Among its customers is Mojeek, a British-built search engine being developed to rival the likes of Google and Yahoo, originally developed in the Eastbourne bedroom of its founder Marc Smith.

The search engine has mapped more than 1.6 billion pages (it would take 34 years to look at each one for a second), with its complex algorithms passing through servers all based at the centre in Maidstone TV Studios.

Its founder Marc Smith said: “Originally we chose Custodian for their location, facilities, and the fact that they were the greenest data centre in the UK, but when we decided to continue our expansion in their new data floors it was their friendly and supportive staff that sealed it for us.

Custodian Data Centre stores servers for more than 300 clients
Custodian Data Centre stores servers for more than 300 clients

“We now have over 100 servers running in their data centre. Building and maintaining a web scale search engine requires numerous parts to come together, so having a reliable and approachable team and facility like Custodian behind you, only makes that task easier.”

Custodian Data Centres was founded in 2009 by chief executive Rowland Kinch, chairman Geoff Miles and technical director Robert Williams.

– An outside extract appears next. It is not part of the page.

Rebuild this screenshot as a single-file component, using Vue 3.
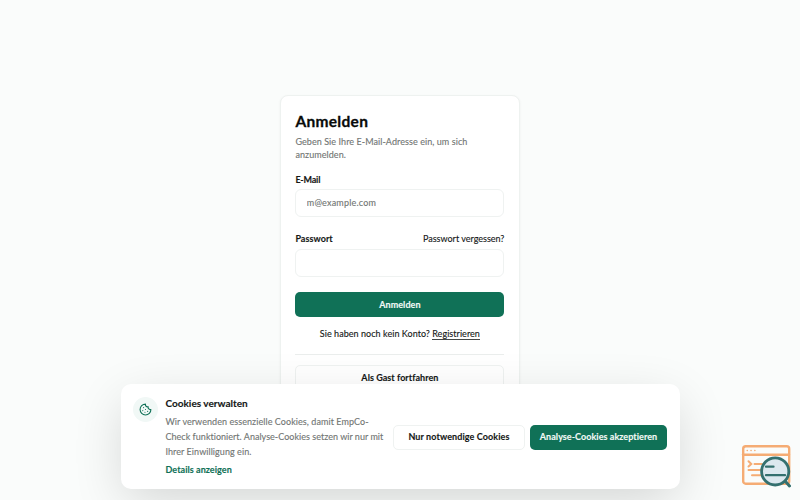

It was designed to bring a new revenue stream to the TV studios, run by Mr Miles and Mr Kinch, which had access to vast amounts of power and did not need much of its huge space due to falling TV production activity.

The honour of formally declaring the data centre extension open fell to Faversham and Mid Kent MP Helen Whately, who cut a lime green ribbon in front of a couple hundred invited guests which included Kent County Council leader Paul Carter.

Her seat is among those earmarked for the chop in a redrawing of constituency boundaries before the next election.

At this rate of expansion, she might yet get another chance to hold some large scissors before her office is whipped from her.